In a previous post, I outlined how several radio amateurs in the UK were in the process of applying for Innovation and Trial licences from OFCOM to carry out tests on the 40 MHz band.
The RSGB have now outlined the position of OFCOM on the issue...
RSGB statement concerning 40MHz in the UK
There have been recently a number of reports of individual holders of UK Amateur licenses gaining Innovation and Trial licences from Ofcom to conduct experimental transmissions on 40MHz (8m).
Ofcom has made it very clear for several years that there was no likelihood of UK radio amateurs gaining any access to 40MHz which included NoV (Notice of Variation) to a UK amateur licence or an amateur SRP (Special Research Permit).

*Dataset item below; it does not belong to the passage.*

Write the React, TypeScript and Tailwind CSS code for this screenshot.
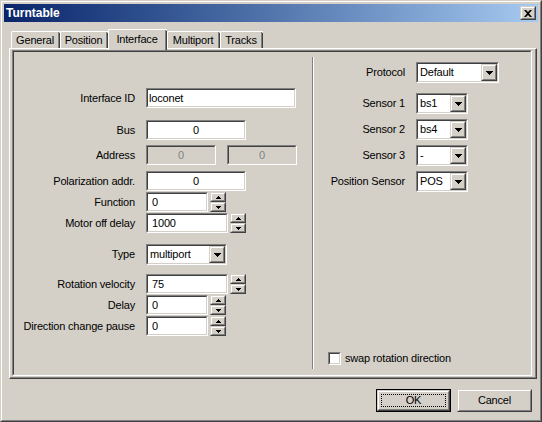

The RSGB has consulted Ofcom as to the exact status of these Innovation and Trial licences. Ofcom’s reply was as follows:
“We have been approached by a couple of individuals wanting to conduct experiments in the band. Like all other research and innovation requests Ofcom receives we have put these through our Innovation and Trial licensing regime. If the coordination checks are passed, they are being issued with an Innovation and Trial licence. These are issued for up to 12 months on a non-interference, no protection and non-operational basis.
These are not Amateur Radio Special Research Permits and licensees do not fall under the Amateur Radio licence terms and conditions. Therefore, applicants are not required to have passed an amateur exam or hold a callsign. Although we are allowing this experimentation, we would like to make it clear that we have no proposals to allow wider amateur radio access to the 40 MHz band.
Clause 9(6) of the UK amateur terms states “The Licensee may receive Messages from an overseas amateur or from an Amateur duly authorised by Ofcom on a frequency band not specified in Schedule 1 but the Licensee may only transmit on a band specified in Schedule 1 which is authorised under Clause 9(2).”
Users of 40 MHz under an Innovation and Trial (I&T) licence are not authorised under the Amateur Radio licensing regime and there is no requirement to have passed an amateur radio exam to obtain such a licence. Clause 9(6) of the Amateur licence is designed to cover additional frequencies, such as 70 MHz and 146 MHz, which are not contained in Schedule 1 of the Amateur Radio licence but Ofcom has authorised via a Notice of Variation (NoV).
We would like to make clear that we have not duly authorised any amateur to use a frequency band not specified in Schedule 1 through this process. Reception of transmissions authorised under an I&T Licence should therefore be treated the same as those authorised under other licences that Ofcom issues such as business radio or maritime.
We would also like to make clear that I&T licences do not permit operational or commercial use. These licences are designed to support individuals and companies in carrying out research, development, testing and demonstrations of equipment.
Therefore, the use of the 40 MHz band under this licence should be for these purposes only. The licences are granted on the basis that the user will be carrying out such research and not operating on the band in a similar way to the frequencies listed in Schedule 1 of the licence.”
Ofcom’s view is very clear. Any operation on 40MHz in the UK is not Amateur radio and therefore cross-band contacts to such stations by UK radio Amateurs operating on the bands licenced for amateur radio are not permitted.
*** RSGB Statement Ends
Just to highlight that the RSGB are just outlining the position of OFCOM so there is no point in bashing the RSGB over this.